begin

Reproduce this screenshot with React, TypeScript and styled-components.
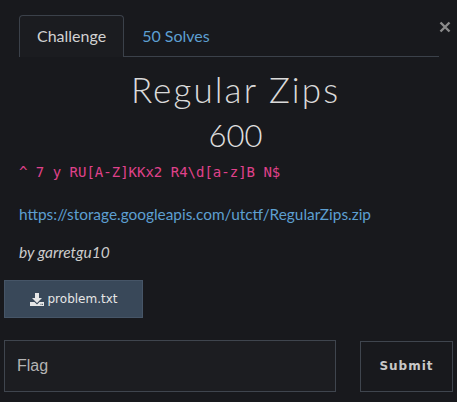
import React from "react";
import styled, { createGlobalStyle } from "styled-components";

const Global = createGlobalStyle`
  html, body { margin: 0; padding: 0; background: #18191d; }
  body { font-family: Lato, "Open Sans", sans-serif; color: #d0d0d0; }
  * { box-sizing: border-box; }
`;

const Page = styled.div`
  width: 457px;
  height: 402px;
  background: #18191d;
  position: relative;
  overflow: hidden;
`;

const Close = styled.button`
  position: absolute;
  top: 17px;
  right: 4px;
  background: none;
  border: none;
  padding: 0;
  width: 16px;
  height: 20px;
  display: flex;
  align-items: center;
  justify-content: center;
  cursor: pointer;
`;

const Body = styled.div`
  padding: 15px 5px 0 19px;
`;

const Tabs = styled.div`
  display: flex;
  width: 420px;
  border-bottom: 1px solid #3b414a;
  height: 42px;
`;

const Tab = styled.div<{ $active?: boolean }>`
  height: 42px;
  padding: 0 17px;
  display: flex;
  align-items: center;
  padding-bottom: 2px;
  font-size: 16px;
  color: ${(p) => (p.$active ? "#d2d2d2" : "#5d9fd1")};
  border: 1px solid ${(p) => (p.$active ? "#3b414a" : "transparent")};
  border-bottom: none;
  border-radius: 4px 4px 0 0;
  background: ${(p) => (p.$active ? "#1b1c20" : "transparent")};
  margin-bottom: -1px;
`;

const Title = styled.h1`
  margin: 12px 0 0;
  text-align: center;
  font-family: Lato, sans-serif;
  font-weight: 300;
  font-size: 35px;
  letter-spacing: 2.1px;
  line-height: 40px;
  color: #dadada;
`;

const Points = styled.div`
  margin-top: 8px;
  text-align: center;
  font-family: Lato, sans-serif;
  font-weight: 300;
  font-size: 31px;
  line-height: 36px;
  color: #e0e0e0;
`;

const Code = styled.div`
  margin-top: 11px;
  font-family: "DejaVu Sans Mono", monospace;
  font-size: 14px;
  line-height: 16px;
  color: #e0428c;
  white-space: pre;
`;

const Link = styled.a`
  display: block;
  margin-top: 24px;
  font-size: 15.4px;
  line-height: 20px;
  color: #5d9fd1;
  text-decoration: none;
`;

const Author = styled.div`
  margin-top: 18px;
  font-style: italic;
  font-size: 15.5px;
  line-height: 20px;
  color: #cccccc;
`;

const Lower = styled.div`
  padding: 0 4px;
`;

const FileButton = styled.button`
  margin-top: 18px;
  width: 139px;
  height: 38px;
  background: #394859;
  border: 1px solid #465567;
  border-radius: 0;
  color: #e6e6e6;
  font-family: "DejaVu Sans", sans-serif;
  font-size: 12px;
  display: flex;
  align-items: center;
  justify-content: center;
  gap: 4px;
`;

const FormRow = styled.div`
  margin-top: 22px;
  display: flex;
  align-items: center;
  gap: 24px;
`;

const FlagInput = styled.input`
  width: 332px;
  height: 52px;
  background: #1c1d21;
  border: 1px solid #3f454e;
  border-radius: 0;
  padding: 0 12px;
  font-family: "Liberation Sans", Arial, sans-serif;
  font-size: 16px;
  color: #ddd;
  outline: none;
  &::placeholder { color: #b4b4b4; }
`;

const Submit = styled.button`
  width: 93px;
  height: 51px;
  background: #18191d;
  border: 1px solid #3f454e;
  border-radius: 0;
  color: #c8c8c8;
  font-family: "DejaVu Sans", sans-serif;
  font-weight: bold;
  font-size: 12px;
  letter-spacing: 1px;
`;

const Icon = styled.svg`
  display: block;
`;

export default function App() {
  return (
    <>
      <Global />
      <Page>
        <Close aria-label="close">
          <Icon width="12" height="12" viewBox="0 0 12 12">
            <path d="M1.5 1.5 L10.5 10.5 M10.5 1.5 L1.5 10.5" stroke="#8a8a8a" strokeWidth="2.4" strokeLinecap="butt" />
          </Icon>
        </Close>
        <Body>
          <Tabs>
            <Tab $active>Challenge</Tab>
            <Tab>50 Solves</Tab>
          </Tabs>
          <Title>Regular Zips</Title>
          <Points>600</Points>
          <Code>{"^ 7 y RU[A-Z]KKx2 R4\\d[a-z]B N$"}</Code>
          <Link href="#">https://storage.googleapis.com/utctf/RegularZips.zip</Link>
          <Author>by garretgu10</Author>
        </Body>
        <Lower>
          <FileButton>
            <Icon width="14" height="13" viewBox="0 0 14 13">
              <path d="M5 0h4v5h3l-5 5-5-5h3z" fill="#e6e6e6" />
              <path d="M0 9h4.5l2.5 2.5L9.5 9H14v4H0z" fill="#e6e6e6" />
              <rect x="10.5" y="10.8" width="1" height="1" fill="#394859" />
              <rect x="12" y="10.8" width="1" height="1" fill="#394859" />
            </Icon>
            problem.txt
          </FileButton>
          <FormRow>
            <FlagInput placeholder="Flag" />
            <Submit>Submit</Submit>
          </FormRow>
        </Lower>
      </Page>
    </>
  );
}
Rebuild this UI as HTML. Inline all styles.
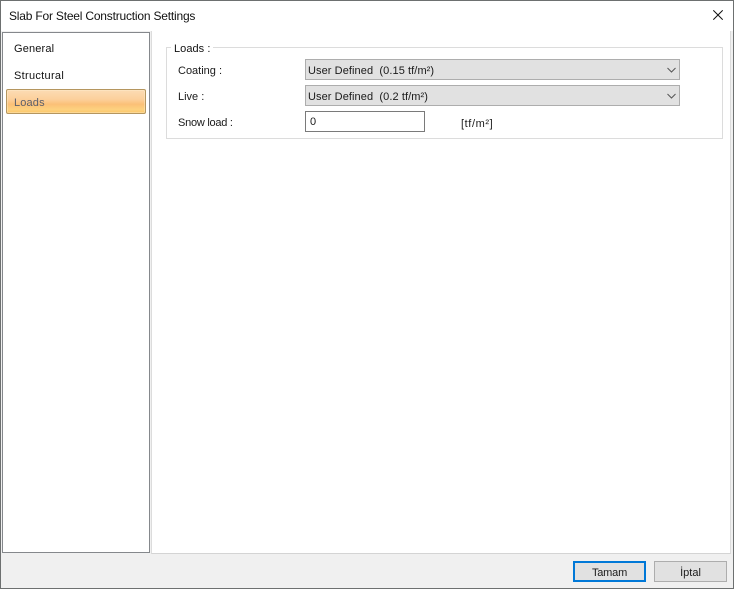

end

Directions:
Omit the pictures and give the material again, exactly and in full.

Solution:
Reproduce this screenshot with React, TypeScript and styled-components.
import React from "react";
import styled, { createGlobalStyle } from "styled-components";

const Global = createGlobalStyle`
  html, body { margin: 0; padding: 0; background: #18191d; }
  body { font-family: Lato, "Open Sans", sans-serif; color: #d0d0d0; }
  * { box-sizing: border-box; }
`;

const Page = styled.div`
  width: 457px;
  height: 402px;
  background: #18191d;
  position: relative;
  overflow: hidden;
`;

const Close = styled.button`
  position: absolute;
  top: 17px;
  right: 4px;
  background: none;
  border: none;
  padding: 0;
  width: 16px;
  height: 20px;
  display: flex;
  align-items: center;
  justify-content: center;
  cursor: pointer;
`;

const Body = styled.div`
  padding: 15px 5px 0 19px;
`;

const Tabs = styled.div`
  display: flex;
  width: 420px;
  border-bottom: 1px solid #3b414a;
  height: 42px;
`;

const Tab = styled.div<{ $active?: boolean }>`
  height: 42px;
  padding: 0 17px;
  display: flex;
  align-items: center;
  padding-bottom: 2px;
  font-size: 16px;
  color: ${(p) => (p.$active ? "#d2d2d2" : "#5d9fd1")};
  border: 1px solid ${(p) => (p.$active ? "#3b414a" : "transparent")};
  border-bottom: none;
  border-radius: 4px 4px 0 0;
  background: ${(p) => (p.$active ? "#1b1c20" : "transparent")};
  margin-bottom: -1px;
`;

const Title = styled.h1`
  margin: 12px 0 0;
  text-align: center;
  font-family: Lato, sans-serif;
  font-weight: 300;
  font-size: 35px;
  letter-spacing: 2.1px;
  line-height: 40px;
  color: #dadada;
`;

const Points = styled.div`
  margin-top: 8px;
  text-align: center;
  font-family: Lato, sans-serif;
  font-weight: 300;
  font-size: 31px;
  line-height: 36px;
  color: #e0e0e0;
`;

const Code = styled.div`
  margin-top: 11px;
  font-family: "DejaVu Sans Mono", monospace;
  font-size: 14px;
  line-height: 16px;
  color: #e0428c;
  white-space: pre;
`;

const Link = styled.a`
  display: block;
  margin-top: 24px;
  font-size: 15.4px;
  line-height: 20px;
  color: #5d9fd1;
  text-decoration: none;
`;

const Author = styled.div`
  margin-top: 18px;
  font-style: italic;
  font-size: 15.5px;
  line-height: 20px;
  color: #cccccc;
`;

const Lower = styled.div`
  padding: 0 4px;
`;

const FileButton = styled.button`
  margin-top: 18px;
  width: 139px;
  height: 38px;
  background: #394859;
  border: 1px solid #465567;
  border-radius: 0;
  color: #e6e6e6;
  font-family: "DejaVu Sans", sans-serif;
  font-size: 12px;
  display: flex;
  align-items: center;
  justify-content: center;
  gap: 4px;
`;

const FormRow = styled.div`
  margin-top: 22px;
  display: flex;
  align-items: center;
  gap: 24px;
`;

const FlagInput = styled.input`
  width: 332px;
  height: 52px;
  background: #1c1d21;
  border: 1px solid #3f454e;
  border-radius: 0;
  padding: 0 12px;
  font-family: "Liberation Sans", Arial, sans-serif;
  font-size: 16px;
  color: #ddd;
  outline: none;
  &::placeholder { color: #b4b4b4; }
`;

const Submit = styled.button`
  width: 93px;
  height: 51px;
  background: #18191d;
  border: 1px solid #3f454e;
  border-radius: 0;
  color: #c8c8c8;
  font-family: "DejaVu Sans", sans-serif;
  font-weight: bold;
  font-size: 12px;
  letter-spacing: 1px;
`;

const Icon = styled.svg`
  display: block;
`;

export default function App() {
  return (
    <>
      <Global />
      <Page>
        <Close aria-label="close">
          <Icon width="12" height="12" viewBox="0 0 12 12">
            <path d="M1.5 1.5 L10.5 10.5 M10.5 1.5 L1.5 10.5" stroke="#8a8a8a" strokeWidth="2.4" strokeLinecap="butt" />
          </Icon>
        </Close>
        <Body>
          <Tabs>
            <Tab $active>Challenge</Tab>
            <Tab>50 Solves</Tab>
          </Tabs>
          <Title>Regular Zips</Title>
          <Points>600</Points>
          <Code>{"^ 7 y RU[A-Z]KKx2 R4\\d[a-z]B N$"}</Code>
          <Link href="#">https://storage.googleapis.com/utctf/RegularZips.zip</Link>
          <Author>by garretgu10</Author>
        </Body>
        <Lower>
          <FileButton>
            <Icon width="14" height="13" viewBox="0 0 14 13">
              <path d="M5 0h4v5h3l-5 5-5-5h3z" fill="#e6e6e6" />
              <path d="M0 9h4.5l2.5 2.5L9.5 9H14v4H0z" fill="#e6e6e6" />
              <rect x="10.5" y="10.8" width="1" height="1" fill="#394859" />
              <rect x="12" y="10.8" width="1" height="1" fill="#394859" />
            </Icon>
            problem.txt
          </FileButton>
          <FormRow>
            <FlagInput placeholder="Flag" />
            <Submit>Submit</Submit>
          </FormRow>
        </Lower>
      </Page>
    </>
  );
}
Rebuild this UI as HTML. Inline all styles.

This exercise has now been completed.